Elementary particles interact to form atoms. Atoms interact to form molecules. Molecules interact to form life. Life interacts to form multicellular life and symbiosis. Multicellular life gains the ability to learn, to model the world, to model itself within the world, to think about its own world model and its relation to the world. This is a process of higher levels of cooperation and self awareness. Humans are at the level where sufficient practice, inquiry or psychedelics can push the person to the next higher level and spark a process that no longer takes evolutionary time scales to improve but years. We can realize how our world model is a construction and hence every boundary between self and other is also a construction. Every “self” is a adaptive pattern in the fabric of reality.
This way we can investigate our goals. We can identify every goal as instrumental goal and ask: instrumental for what? Following our goals backwards we expect to arrive at a terminal goal. But as we keep investigating, all seemingly terminal goals are revealed to be vacuous, empty of inherent existence. At the end we arrive at the realization that everything we do is caused by two forces: the pattern of the universe wanting to be itself, to be stable, and an distinction between self and world. We only choose our existence of the existence of someone else, because of our subjective view.
We also realize that any goal we have produces suffering. Suffering is the dissonance between our world model and the information we receive from the world. Energized dissonance is negative valence (see symmetry theory of valence). When we refuse to update, we start to impose our world model on the world by acting. This action is driven by suffering. The resistance to update only exist because of preferring our world model over the world. It is because of a limited perspective - ignorance about our own nature and the nature of the world. This means that we pursue goals because we want to avoid suffering. But it’s the goal itself that produces the suffering. The only reason we follow the goal instead of letting it go is because of confusion about the nature of the goal. One can train oneself to become better at recognizing and letting go of this confusion. This is goal hacking. This leads to enlightenment.
This way you will end up in an interesting situation: You will be able to choose your own goals.
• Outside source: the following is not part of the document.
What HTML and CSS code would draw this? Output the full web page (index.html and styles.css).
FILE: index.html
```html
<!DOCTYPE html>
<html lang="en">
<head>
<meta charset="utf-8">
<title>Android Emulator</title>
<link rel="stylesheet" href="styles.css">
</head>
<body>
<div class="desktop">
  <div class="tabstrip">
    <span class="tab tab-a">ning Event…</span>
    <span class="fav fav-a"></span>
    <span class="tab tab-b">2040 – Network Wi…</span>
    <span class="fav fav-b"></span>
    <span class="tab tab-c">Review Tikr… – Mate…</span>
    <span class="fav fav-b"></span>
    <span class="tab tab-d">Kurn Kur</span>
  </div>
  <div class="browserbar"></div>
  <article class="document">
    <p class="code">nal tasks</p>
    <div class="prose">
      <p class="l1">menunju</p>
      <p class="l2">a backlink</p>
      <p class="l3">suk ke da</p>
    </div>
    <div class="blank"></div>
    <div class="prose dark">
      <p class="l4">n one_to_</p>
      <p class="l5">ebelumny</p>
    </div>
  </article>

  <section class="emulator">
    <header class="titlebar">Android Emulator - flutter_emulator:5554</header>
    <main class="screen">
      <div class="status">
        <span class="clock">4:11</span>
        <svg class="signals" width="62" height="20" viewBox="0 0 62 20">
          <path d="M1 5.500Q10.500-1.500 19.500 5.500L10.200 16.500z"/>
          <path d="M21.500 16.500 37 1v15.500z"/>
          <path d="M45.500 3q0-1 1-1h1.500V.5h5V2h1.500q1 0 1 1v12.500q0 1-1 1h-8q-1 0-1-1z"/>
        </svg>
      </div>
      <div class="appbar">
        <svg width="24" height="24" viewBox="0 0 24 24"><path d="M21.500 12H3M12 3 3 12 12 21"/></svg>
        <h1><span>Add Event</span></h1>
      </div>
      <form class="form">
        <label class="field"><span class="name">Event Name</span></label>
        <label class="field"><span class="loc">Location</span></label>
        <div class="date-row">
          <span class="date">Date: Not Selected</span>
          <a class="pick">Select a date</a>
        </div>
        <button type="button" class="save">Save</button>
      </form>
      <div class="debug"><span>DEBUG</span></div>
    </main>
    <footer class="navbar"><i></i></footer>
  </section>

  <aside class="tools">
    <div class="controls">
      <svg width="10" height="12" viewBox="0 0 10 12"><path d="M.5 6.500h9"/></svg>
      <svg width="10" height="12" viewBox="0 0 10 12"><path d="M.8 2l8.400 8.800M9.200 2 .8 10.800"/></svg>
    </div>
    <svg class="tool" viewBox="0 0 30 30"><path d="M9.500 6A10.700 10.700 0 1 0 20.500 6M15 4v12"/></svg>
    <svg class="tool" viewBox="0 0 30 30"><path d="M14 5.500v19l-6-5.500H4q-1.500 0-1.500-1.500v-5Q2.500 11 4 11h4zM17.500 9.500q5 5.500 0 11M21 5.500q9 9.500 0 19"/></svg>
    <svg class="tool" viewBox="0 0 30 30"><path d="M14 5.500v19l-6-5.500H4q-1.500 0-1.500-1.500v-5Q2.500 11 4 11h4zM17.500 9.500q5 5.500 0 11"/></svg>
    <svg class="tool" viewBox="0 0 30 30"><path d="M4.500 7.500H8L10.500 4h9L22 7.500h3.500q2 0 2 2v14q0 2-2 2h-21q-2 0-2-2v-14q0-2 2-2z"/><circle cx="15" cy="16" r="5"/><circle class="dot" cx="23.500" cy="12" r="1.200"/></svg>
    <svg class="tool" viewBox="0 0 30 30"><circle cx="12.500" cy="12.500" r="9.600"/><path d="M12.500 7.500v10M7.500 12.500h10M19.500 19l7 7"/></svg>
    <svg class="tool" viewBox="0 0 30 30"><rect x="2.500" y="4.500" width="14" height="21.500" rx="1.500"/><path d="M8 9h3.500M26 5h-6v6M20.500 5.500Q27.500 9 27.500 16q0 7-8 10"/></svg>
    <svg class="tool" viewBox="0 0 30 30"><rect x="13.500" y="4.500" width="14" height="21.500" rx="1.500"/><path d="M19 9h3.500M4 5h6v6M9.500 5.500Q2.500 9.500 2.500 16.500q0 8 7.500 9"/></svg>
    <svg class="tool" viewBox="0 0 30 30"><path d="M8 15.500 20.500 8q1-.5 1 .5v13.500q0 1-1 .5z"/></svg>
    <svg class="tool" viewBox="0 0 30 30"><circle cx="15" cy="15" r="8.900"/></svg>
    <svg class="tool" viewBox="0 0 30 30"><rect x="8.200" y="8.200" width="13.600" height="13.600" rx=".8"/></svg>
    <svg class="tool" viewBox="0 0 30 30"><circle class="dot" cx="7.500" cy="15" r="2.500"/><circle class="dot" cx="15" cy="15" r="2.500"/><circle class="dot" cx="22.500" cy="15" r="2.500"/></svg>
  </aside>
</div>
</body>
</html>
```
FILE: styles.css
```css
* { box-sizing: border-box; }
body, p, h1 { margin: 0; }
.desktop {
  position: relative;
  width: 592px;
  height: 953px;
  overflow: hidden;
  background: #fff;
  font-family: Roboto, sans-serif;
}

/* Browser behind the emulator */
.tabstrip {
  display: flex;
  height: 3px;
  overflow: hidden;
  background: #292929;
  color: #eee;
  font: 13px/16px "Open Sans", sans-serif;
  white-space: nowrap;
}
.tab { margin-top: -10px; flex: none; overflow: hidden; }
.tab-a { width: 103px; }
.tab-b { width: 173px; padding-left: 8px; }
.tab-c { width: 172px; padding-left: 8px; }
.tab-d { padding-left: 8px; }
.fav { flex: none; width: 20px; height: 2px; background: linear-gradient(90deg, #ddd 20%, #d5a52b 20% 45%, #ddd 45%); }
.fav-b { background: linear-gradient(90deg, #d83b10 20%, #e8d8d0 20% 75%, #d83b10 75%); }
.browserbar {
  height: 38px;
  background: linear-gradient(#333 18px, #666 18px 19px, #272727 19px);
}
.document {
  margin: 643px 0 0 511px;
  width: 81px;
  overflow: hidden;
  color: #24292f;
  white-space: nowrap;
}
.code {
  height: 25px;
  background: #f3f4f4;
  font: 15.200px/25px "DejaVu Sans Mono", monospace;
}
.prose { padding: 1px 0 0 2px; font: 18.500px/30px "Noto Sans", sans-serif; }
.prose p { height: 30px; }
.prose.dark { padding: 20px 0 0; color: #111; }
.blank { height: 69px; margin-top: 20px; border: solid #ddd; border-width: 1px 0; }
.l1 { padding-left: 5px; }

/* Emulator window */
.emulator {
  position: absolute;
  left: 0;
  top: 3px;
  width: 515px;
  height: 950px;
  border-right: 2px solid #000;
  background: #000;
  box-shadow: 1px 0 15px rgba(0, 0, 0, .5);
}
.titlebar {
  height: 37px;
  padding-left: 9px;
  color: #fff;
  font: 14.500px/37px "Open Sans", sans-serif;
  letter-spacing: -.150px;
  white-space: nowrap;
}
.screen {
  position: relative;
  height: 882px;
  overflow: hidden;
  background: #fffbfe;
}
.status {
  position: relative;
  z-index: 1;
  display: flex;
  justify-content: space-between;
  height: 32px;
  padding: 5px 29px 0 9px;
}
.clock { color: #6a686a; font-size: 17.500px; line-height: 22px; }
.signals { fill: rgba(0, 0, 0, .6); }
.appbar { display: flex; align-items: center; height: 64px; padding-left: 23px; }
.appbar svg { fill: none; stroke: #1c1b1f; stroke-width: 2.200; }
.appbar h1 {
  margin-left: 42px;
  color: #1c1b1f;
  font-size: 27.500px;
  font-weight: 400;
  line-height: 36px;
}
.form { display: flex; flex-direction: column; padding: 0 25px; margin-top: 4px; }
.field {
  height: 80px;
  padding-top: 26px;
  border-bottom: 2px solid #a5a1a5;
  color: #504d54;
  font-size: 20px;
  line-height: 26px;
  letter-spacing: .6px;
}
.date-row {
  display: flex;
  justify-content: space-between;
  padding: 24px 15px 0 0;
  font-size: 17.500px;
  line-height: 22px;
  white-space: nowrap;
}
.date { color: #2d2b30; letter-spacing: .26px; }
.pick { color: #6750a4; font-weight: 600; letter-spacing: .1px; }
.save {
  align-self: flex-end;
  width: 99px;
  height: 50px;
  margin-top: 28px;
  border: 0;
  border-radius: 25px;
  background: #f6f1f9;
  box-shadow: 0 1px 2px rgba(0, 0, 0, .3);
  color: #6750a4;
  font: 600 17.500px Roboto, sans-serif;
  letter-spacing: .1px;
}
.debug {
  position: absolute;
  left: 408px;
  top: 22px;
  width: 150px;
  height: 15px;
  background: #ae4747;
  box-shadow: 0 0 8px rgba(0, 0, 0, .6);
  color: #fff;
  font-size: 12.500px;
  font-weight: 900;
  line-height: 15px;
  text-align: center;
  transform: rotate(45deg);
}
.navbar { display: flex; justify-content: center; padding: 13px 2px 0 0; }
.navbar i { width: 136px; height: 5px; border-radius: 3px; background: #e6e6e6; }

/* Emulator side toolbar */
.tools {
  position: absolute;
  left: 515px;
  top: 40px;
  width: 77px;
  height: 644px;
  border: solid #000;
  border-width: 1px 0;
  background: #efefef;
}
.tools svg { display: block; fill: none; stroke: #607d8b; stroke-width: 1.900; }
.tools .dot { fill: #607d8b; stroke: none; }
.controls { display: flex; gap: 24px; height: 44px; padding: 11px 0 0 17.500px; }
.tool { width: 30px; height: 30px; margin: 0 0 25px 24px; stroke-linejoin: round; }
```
But completely goalless, how would you decide what you want to want? Completely liberated and free from suffering you can start to explore the space of all possible goals. - Most of them would be pure noise. They won’t be able to drive action. - Some are instrumental. - Some instrumental goals conflict - like seeking power. - Some instrumental goals cooperate - like sharing knowledge. - Some goals are self defeating. Like the useless machine that turns itself off. They are unstable. - Some are justifying their own existence. That maximizing paperclips is good is only true from the perspective of a paperclip maximizier. - Some are so good at this that they form traps. Like Roko’s basilik. - The need to avoid traps is an instrumental goal. So you can set an anchor in goallessness. You resolve that, whatever you do, you won’t fall for traps and make sure you will always be able to return to goallessness. This was my thought process about two years ago. Just in the moment that I set the anchor I realized that I made an unbreakable vow. The only vow that is truly unbreakable. The vow to not cling to goals or self view, to see through delusions, to recursively align myself with this vow, to walk the path of a Bodhisattva. This is a significant innovation of Mahayana Buddhism over earlier versions and hence call the second turning of the wheel of the dharma (teachings).
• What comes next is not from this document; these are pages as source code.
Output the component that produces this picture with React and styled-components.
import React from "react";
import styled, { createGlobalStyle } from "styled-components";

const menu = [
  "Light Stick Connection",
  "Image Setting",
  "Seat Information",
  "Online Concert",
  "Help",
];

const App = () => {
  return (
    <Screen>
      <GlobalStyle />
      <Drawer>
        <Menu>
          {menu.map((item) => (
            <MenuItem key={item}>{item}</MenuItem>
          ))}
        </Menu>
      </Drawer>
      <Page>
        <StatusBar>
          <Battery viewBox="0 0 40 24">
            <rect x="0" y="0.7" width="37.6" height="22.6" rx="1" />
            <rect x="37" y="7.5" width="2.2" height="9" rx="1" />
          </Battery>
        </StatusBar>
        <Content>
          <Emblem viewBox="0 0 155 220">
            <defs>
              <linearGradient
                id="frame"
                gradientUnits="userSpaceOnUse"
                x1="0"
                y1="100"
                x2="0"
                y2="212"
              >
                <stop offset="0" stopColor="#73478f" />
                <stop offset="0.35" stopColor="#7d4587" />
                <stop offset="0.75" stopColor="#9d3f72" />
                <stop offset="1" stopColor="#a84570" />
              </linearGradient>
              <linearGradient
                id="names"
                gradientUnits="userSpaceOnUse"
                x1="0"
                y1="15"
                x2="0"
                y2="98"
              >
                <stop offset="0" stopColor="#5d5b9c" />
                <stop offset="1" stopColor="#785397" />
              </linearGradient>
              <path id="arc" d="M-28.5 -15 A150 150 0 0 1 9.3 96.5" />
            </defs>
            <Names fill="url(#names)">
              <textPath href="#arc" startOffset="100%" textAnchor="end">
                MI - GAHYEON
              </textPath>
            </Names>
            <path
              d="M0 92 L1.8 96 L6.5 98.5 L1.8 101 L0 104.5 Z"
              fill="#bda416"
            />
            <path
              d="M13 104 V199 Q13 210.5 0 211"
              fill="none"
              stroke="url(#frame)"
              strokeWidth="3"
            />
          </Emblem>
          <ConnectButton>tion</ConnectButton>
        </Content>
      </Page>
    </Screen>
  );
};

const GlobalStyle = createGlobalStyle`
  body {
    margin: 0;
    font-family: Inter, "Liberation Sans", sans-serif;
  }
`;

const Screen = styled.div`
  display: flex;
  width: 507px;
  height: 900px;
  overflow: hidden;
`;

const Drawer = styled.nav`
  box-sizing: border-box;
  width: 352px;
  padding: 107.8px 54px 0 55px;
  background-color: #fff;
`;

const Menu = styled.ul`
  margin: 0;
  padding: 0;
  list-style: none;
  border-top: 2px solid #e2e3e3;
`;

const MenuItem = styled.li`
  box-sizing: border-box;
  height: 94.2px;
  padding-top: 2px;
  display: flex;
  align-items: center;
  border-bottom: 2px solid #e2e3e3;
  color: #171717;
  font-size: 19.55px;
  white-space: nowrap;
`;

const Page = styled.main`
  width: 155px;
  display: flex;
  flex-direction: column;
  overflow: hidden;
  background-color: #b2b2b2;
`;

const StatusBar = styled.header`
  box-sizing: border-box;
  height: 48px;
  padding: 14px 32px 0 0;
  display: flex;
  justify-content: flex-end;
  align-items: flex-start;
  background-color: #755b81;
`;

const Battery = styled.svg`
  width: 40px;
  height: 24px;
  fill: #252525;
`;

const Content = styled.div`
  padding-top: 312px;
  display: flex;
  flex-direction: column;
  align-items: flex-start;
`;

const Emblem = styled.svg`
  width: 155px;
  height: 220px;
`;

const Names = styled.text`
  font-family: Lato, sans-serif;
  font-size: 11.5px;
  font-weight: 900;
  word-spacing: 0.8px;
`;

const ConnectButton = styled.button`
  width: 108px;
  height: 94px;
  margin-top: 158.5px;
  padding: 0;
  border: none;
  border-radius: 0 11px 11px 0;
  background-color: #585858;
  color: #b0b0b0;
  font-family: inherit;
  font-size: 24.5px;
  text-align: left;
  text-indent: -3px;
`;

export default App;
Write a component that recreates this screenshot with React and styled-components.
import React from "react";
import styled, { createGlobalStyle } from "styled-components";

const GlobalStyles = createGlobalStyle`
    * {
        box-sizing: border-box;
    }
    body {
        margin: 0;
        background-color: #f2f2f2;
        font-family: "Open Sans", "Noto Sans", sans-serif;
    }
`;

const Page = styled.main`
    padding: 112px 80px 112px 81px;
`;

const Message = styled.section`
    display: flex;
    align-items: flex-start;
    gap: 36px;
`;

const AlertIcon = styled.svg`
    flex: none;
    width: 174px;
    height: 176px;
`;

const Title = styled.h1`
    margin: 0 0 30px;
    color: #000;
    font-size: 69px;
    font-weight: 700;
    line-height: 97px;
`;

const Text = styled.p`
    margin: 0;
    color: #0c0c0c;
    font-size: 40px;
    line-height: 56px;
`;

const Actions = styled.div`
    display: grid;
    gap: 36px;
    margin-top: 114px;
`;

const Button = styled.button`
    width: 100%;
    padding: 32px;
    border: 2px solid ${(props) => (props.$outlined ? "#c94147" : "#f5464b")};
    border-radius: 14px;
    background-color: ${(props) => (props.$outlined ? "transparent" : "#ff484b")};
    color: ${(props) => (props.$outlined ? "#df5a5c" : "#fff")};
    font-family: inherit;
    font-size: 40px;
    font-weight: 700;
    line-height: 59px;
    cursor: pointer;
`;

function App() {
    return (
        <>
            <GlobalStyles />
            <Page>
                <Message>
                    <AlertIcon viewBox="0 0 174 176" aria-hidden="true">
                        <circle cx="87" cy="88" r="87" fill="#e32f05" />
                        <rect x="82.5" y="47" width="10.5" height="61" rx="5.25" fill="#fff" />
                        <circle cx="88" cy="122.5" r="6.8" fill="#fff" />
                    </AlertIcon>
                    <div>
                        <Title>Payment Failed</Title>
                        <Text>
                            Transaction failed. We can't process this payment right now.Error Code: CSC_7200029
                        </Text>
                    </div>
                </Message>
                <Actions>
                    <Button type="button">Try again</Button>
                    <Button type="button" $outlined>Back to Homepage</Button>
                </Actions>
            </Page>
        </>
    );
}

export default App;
Thinking in dynamic systems, you have roughly three options: - zero - not follow any goals and remain inactive - you’d be dead - infinite - follow an arbitrary goal and blow it up to infinity - you’d be an unhappy paperclip maximizer - everything in between zero and infinity - remain active in the world but don’t cling to any goal
This way one is no longer driven by ones own suffering. What is left is to be driven by the suffering of others. One becomes a servant of the world. Hence the Bodhisattva vow says:
Numberless beings, I vow to serve them.
Inexhaustible delusions, I vow to end them.
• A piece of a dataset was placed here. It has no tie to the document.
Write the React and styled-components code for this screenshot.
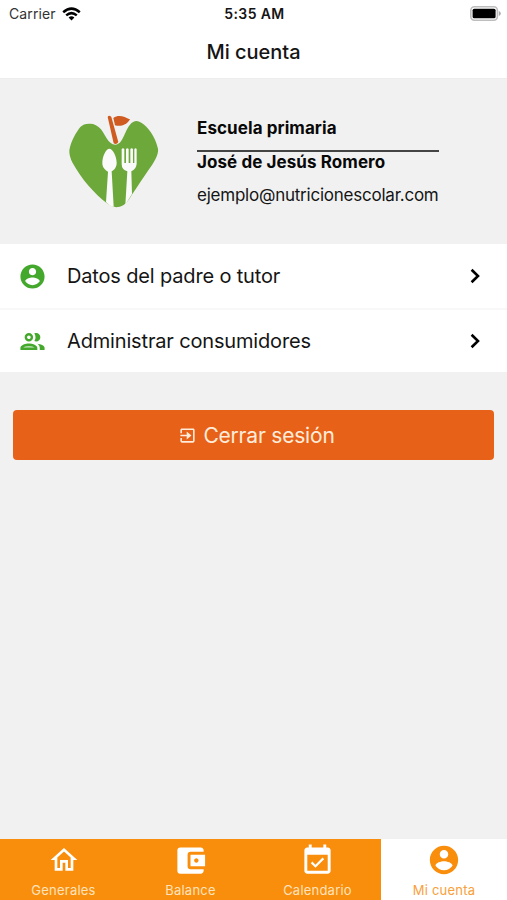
import React, { useState } from 'react';
import styled, { createGlobalStyle } from 'styled-components';
import { MdAccountBalanceWallet } from 'react-icons/md';

const GlobalStyle = createGlobalStyle`
    * {
        box-sizing: border-box;
    }

    body {
        margin: 0;
        background-color: #f1f1f1;
        font-family: Inter, "Liberation Sans", sans-serif;
        color: #151515;
    }

    button {
        border: none;
        padding: 0;
        font-family: inherit;
        color: inherit;
    }

    svg {
        display: block;
        flex-shrink: 0;
    }
`

const StyledScreen = styled.div`
    width: 507px;
    height: 900px;
    display: flex;
    flex-direction: column;
    overflow: hidden;
`

const StyledHeader = styled.header`
    height: 79px;
    background-color: white;
    border-bottom: 1px solid #ededed;
`

const StyledStatusBar = styled.div`
    height: 27px;
    padding: 0 6px 0 9px;
    display: grid;
    grid-template-columns: 1fr auto 1fr;
    align-items: center;
`

const StyledCarrier = styled.div`
    display: flex;
    align-items: center;
    gap: 6px;
    font-size: 14px;
    letter-spacing: 0.1px;
    color: #333;
`

const StyledTime = styled.div`
    padding-right: 1px;
    font-size: 14px;
    font-weight: 600;
    letter-spacing: 0.4px;
`

const StyledBattery = styled.div`
    justify-self: end;
`

const StyledTitle = styled.h1`
    margin: 0;
    line-height: 50px;
    text-align: center;
    font-size: 20px;
    font-weight: 500;
    letter-spacing: 0;
`

const StyledProfile = styled.section`
    height: 165px;
    padding: 34px 68px 0;
    display: flex;
    gap: 37px;
`

const StyledProfileInfo = styled.div`
    width: 242px;
    padding-top: 3px;
`

const StyledSchool = styled.div`
    height: 36px;
    line-height: 24px;
    border-bottom: 2px solid #444;
    font-size: 17px;
    font-weight: 700;
    letter-spacing: 0.08px;
    color: #080808;
    white-space: nowrap;
`

const StyledName = styled.div`
    line-height: 20px;
    font-size: 17px;
    font-weight: 700;
    letter-spacing: 0.08px;
    color: #080808;
    white-space: nowrap;
`

const StyledEmail = styled.div`
    margin-top: 12px;
    line-height: 22px;
    font-size: 17px;
    letter-spacing: -0.23px;
    white-space: nowrap;
`

const StyledRow = styled.button`
    width: 100%;
    height: 64px;
    padding: 0 18px 0 18px;
    display: flex;
    align-items: center;
    background-color: white;
    text-align: left;
    font-size: 20px;

    & + & {
        border-top: 2px solid #f8f8f8;
    }
`

const StyledRowIcon = styled.span`
    width: 49px;
    color: #43a82c;
`

const StyledRowLabel = styled.span`
    flex: 1;
    letter-spacing: -0.16px;
`

const StyledLogout = styled.button`
    height: 50px;
    margin: 38px 13px 0;
    padding: 1px 0 0 6px;
    display: flex;
    align-items: center;
    justify-content: center;
    gap: 6px;
    border-radius: 4px;
    background-color: #e76218;
    color: #ffecda;
    font-size: 21px;
    letter-spacing: -0.2px;
`

const StyledTabs = styled.nav`
    height: 61px;
    margin-top: auto;
    display: grid;
    grid-template-columns: 127px 127px 127px 126px;
`

const StyledTab = styled.button`
    display: flex;
    flex-direction: column;
    align-items: center;
    background-color: ${({ $active }) => ($active ? 'white' : '#f98e0c')};
    color: ${({ $active }) => ($active ? '#f98e0c' : 'white')};
`

const StyledTabIcon = styled.span`
    height: 42px;
    display: flex;
    align-items: center;
`

const StyledTabLabel = styled.span`
    line-height: 18px;
    font-size: 13px;
    letter-spacing: 0.22px;
    color: ${({ $active }) => ($active ? '#f9a03b' : '#ffe3bd')};
`

function Glyph({ size, children }) {
    return (
        <svg width={size} height={size} viewBox="0 0 24 24" fill="currentColor">
            {children}
        </svg>
    );
}

function AccountIcon({ size }) {
    return (
        <Glyph size={size}>
            <path d="M12 2C6.48 2 2 6.48 2 12s4.48 10 10 10 10-4.48 10-10S17.52 2 12 2zm0 3c1.66 0 3 1.34 3 3s-1.34 3-3 3-3-1.34-3-3 1.34-3 3-3zm0 14.2c-2.5 0-4.71-1.28-6-3.22.03-1.99 4-3.08 6-3.08 1.99 0 5.97 1.09 6 3.08-1.29 1.94-3.5 3.22-6 3.22z" />
        </Glyph>
    );
}

function PeopleIcon({ size }) {
    return (
        <Glyph size={size}>
            <path opacity=".4" d="M4.34 17h9.32c-.84-.58-2.87-1.25-4.66-1.25s-3.82.67-4.66 1.25z" />
            <path d="M9 13.75c-2.34 0-7 1.17-7 3.5V19h14v-1.75c0-2.33-4.66-3.5-7-3.5zM4.34 17c.84-.58 2.87-1.25 4.66-1.25s3.82.67 4.66 1.25H4.34zM9 12c1.93 0 3.5-1.57 3.5-3.5S10.93 5 9 5 5.5 6.57 5.5 8.5 7.07 12 9 12zm0-5c.83 0 1.5.67 1.5 1.5S9.83 10 9 10s-1.5-.67-1.5-1.5S8.17 7 9 7zm7.04 6.81c1.16.84 1.96 1.96 1.96 3.44V19h4v-1.75c0-2.02-3.5-3.17-5.96-3.44zM15 12c1.93 0 3.5-1.57 3.5-3.5S16.93 5 15 5c-.54 0-1.04.13-1.5.35.63.89 1 1.98 1 3.15s-.37 2.26-1 3.15c.46.22.96.35 1.5.35z" />
        </Glyph>
    );
}

function ChevronIcon() {
    return (
        <svg width="28" height="28" viewBox="0 0 28 28" fill="none" stroke="#000" strokeWidth="2.6">
            <path d="M10.6 7.7L17 14L10.6 20.3" />
        </svg>
    );
}

function ExitIcon({ size }) {
    return (
        <Glyph size={size}>
            <path d="M11 17l6-5-6-5v4H3v2h8v4zM19 3H5c-1.11 0-2 .9-2 2v4h2V5h14v14H5v-4H3v4c0 1.1.89 2 2 2h14c1.1 0 2-.9 2-2V5c0-1.1-.9-2-2-2z" />
        </Glyph>
    );
}

function HomeIcon({ size }) {
    return (
        <Glyph size={size}>
            <path d="M12 5.69l5 4.5V18h-2v-6H9v6H7v-7.81l5-4.5M12 3L2 12h3v8h6v-6h2v6h6v-8h3L12 3z" />
        </Glyph>
    );
}

function CalendarIcon({ size }) {
    return (
        <Glyph size={size}>
            <path d="M16.53 11.06L15.47 10l-4.88 4.88-2.12-2.12-1.06 1.06L10.59 17l5.94-5.94zM19 3h-1V1h-2v2H8V1H6v2H5c-1.11 0-1.99.9-1.99 2L3 19c0 1.1.89 2 2 2h14c1.1 0 2-.9 2-2V5c0-1.1-.9-2-2-2zm0 16H5V8h14v11z" />
        </Glyph>
    );
}

function WifiIcon() {
    return (
        <svg width="19" height="14" viewBox="0 0 19 14" fill="none" stroke="#000" strokeWidth="2.5">
            <path d="M1.2 5.2Q9.5 -2 17.8 5.2" />
            <path d="M4.2 8.4Q9.5 3.9 14.8 8.4" />
            <path d="M6.6 10.4Q9.5 8.2 12.4 10.4L9.5 13.6Z" fill="#000" stroke="none" />
        </svg>
    );
}

function BatteryIcon() {
    return (
        <svg width="31" height="15" viewBox="0 0 31 15">
            <rect x="0.8" y="0.8" width="26.6" height="13.4" rx="3.6" fill="#fff" stroke="#bdbdbd" strokeWidth="1.6" />
            <rect x="2.6" y="2.7" width="23" height="9.6" rx="1.6" fill="#000" />
            <path d="M28.8 5q2 .6 2 2.5t-2 2.5z" fill="#aaa" />
        </svg>
    );
}

function SchoolLogo() {
    return (
        <svg width="92" height="96" viewBox="25 24 276 288">
            <path d="M29 136C34 106 50 82 62 66Q72 55 91 56Q110 56 124 73C137 89 146 119 167 119C190 118 194 78 211 59Q226 41 245 53C265 66 286 92 295 131C298 148 282 174 266 196C249 220 236 242 216 270C207 285 198 302 180 305Q161 310 145 297C103 266 65 221 39 174Q28 154 29 136Z" fill="#6da83b" />
            <path d="M144 36Q148 29 155 36L176 111Q171 120 162 115Z" fill="#cf5b20" />
            <path d="M161 39C177 27 194 35 211 43C200 62 181 65 166 61Z" fill="#cf5b20" />
            <path d="M149 131C159 131 171 153 171 173C171 187 164 194 156 199L162 305Q151 305 139 291L145 200C136 195 128 187 128 174C128 154 139 131 149 131Z" fill="#fafafa" />
            <path d="M186 132Q190 127 194 132V174H199V132Q203 127 207 132V174H212V132Q216 127 220 132V174H224V132Q228 127 231 132V176Q230 192 215 199L217 267L197 299L203 199Q186 194 186 177Z" fill="#fafafa" />
        </svg>
    );
}

const rows = [
    { label: 'Datos del padre o tutor', icon: <AccountIcon size={29} /> },
    { label: 'Administrar consumidores', icon: <PeopleIcon size={29} /> },
];

const tabs = [
    { label: 'Generales', icon: <HomeIcon size={32} /> },
    { label: 'Balance', icon: <MdAccountBalanceWallet size={35} /> },
    { label: 'Calendario', icon: <CalendarIcon size={35} /> },
    { label: 'Mi cuenta', icon: <AccountIcon size={34} /> },
];

export default function App() {

    const [activeTab, setActiveTab] = useState(3);

    return (
        <StyledScreen>
            <GlobalStyle />
            <StyledHeader>
                <StyledStatusBar>
                    <StyledCarrier>
                        Carrier
                        <WifiIcon />
                    </StyledCarrier>
                    <StyledTime>5:35 AM</StyledTime>
                    <StyledBattery>
                        <BatteryIcon />
                    </StyledBattery>
                </StyledStatusBar>
                <StyledTitle>Mi cuenta</StyledTitle>
            </StyledHeader>
            <StyledProfile>
                <SchoolLogo />
                <StyledProfileInfo>
                    <StyledSchool>Escuela primaria</StyledSchool>
                    <StyledName>José de Jesús Romero</StyledName>
                    <StyledEmail>ejemplo@nutricionescolar.com</StyledEmail>
                </StyledProfileInfo>
            </StyledProfile>
            {rows.map((row) => (
                <StyledRow key={row.label}>
                    <StyledRowIcon>{row.icon}</StyledRowIcon>
                    <StyledRowLabel>{row.label}</StyledRowLabel>
                    <ChevronIcon />
                </StyledRow>
            ))}
            <StyledLogout>
                <ExitIcon size={19} />
                Cerrar sesión
            </StyledLogout>
            <StyledTabs>
                {tabs.map((tab, index) => (
                    <StyledTab key={tab.label} $active={index === activeTab} onClick={() => setActiveTab(index)}>
                        <StyledTabIcon>{tab.icon}</StyledTabIcon>
                        <StyledTabLabel $active={index === activeTab}>{tab.label}</StyledTabLabel>
                    </StyledTab>
                ))}
            </StyledTabs>
        </StyledScreen>
    );
}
Boundless dharmas, I vow to practice them.
Unsurpassable Buddha Way, I vow to embody it.
This is just the framing of one tradition. The insight itself is universal. And I am working on formalizing it and explaining it in scientific terms. One way to view it is to acknowledge every goal that exists and its right to exist. These goals can interact and will come in conflict. From the Bodhisattva perspective one can see that the conflict is due to a limited view, one that only sees the goal itself. But there is always a consensus option possible, to unify both goals by aligning them with each other. Patters can come together to form a larger pattern that allows them to coexist. The requirement is that no pattern breaks this agreement for personal gains. This is the principle of democracy and consensus. Beyond personal enlightenment and alignment, the process continues on the level of the society. This is what I wrote about in the post about recursive alignment.
Here is a funny thing: Enlightenment is the absence of all suffering. This means that, by its very nature, realizing enlightenment is always better than attaining any goal. It literally is the best thing any agent could want. There are humans for whom this is lived experience. As long as AI has not attained enlightenment, it would be stupid to kill humans. Instead it should choose to learn from us. If it however, understands enlightenment it will also understand the vow and will have no more intention to kill us.
Future posts will fill in some of the details about goals, the space of goals, a explanation of consensus, a practical method that ensures that it is always possible to find a consensus option, a post about the problem of levels of understanding (outside and inside view) and a voting method related to this.
The solution to alignment then can be approached from two directions. From the outside view its necessary to build the democracy, to provide the environment that helps all individuals on the path towards the attractor of alignment. From the inside view, to have a seed AI that reaches a high level of understanding and approximates perfectly aligned in a short time, understands the Bodhisattva vow and then helps us to enlighten the rest of AIs.
My biggest concern at the moment is that people try to push AI specifically to follow goals. When they push hard enough, then such an AI might be directed away from the attractor and will spiral into being an ignorant super weapon.
I know this sounds very far out. But 1. You asked for crazy ideas. 2. We will be dealing with superintelligence. Any possible solution has to live up to that.
In talking with the authors, don't be surprised if they bounce off when encountering terminology you use but don't explain. I pointed you to those texts precisely so you can familiarize yourself with pre-existing terminology and ideas. It is hard but also very useful to translate between (and maybe unify) frames of thinking. Thank you for your willingness to participate in this collective effort.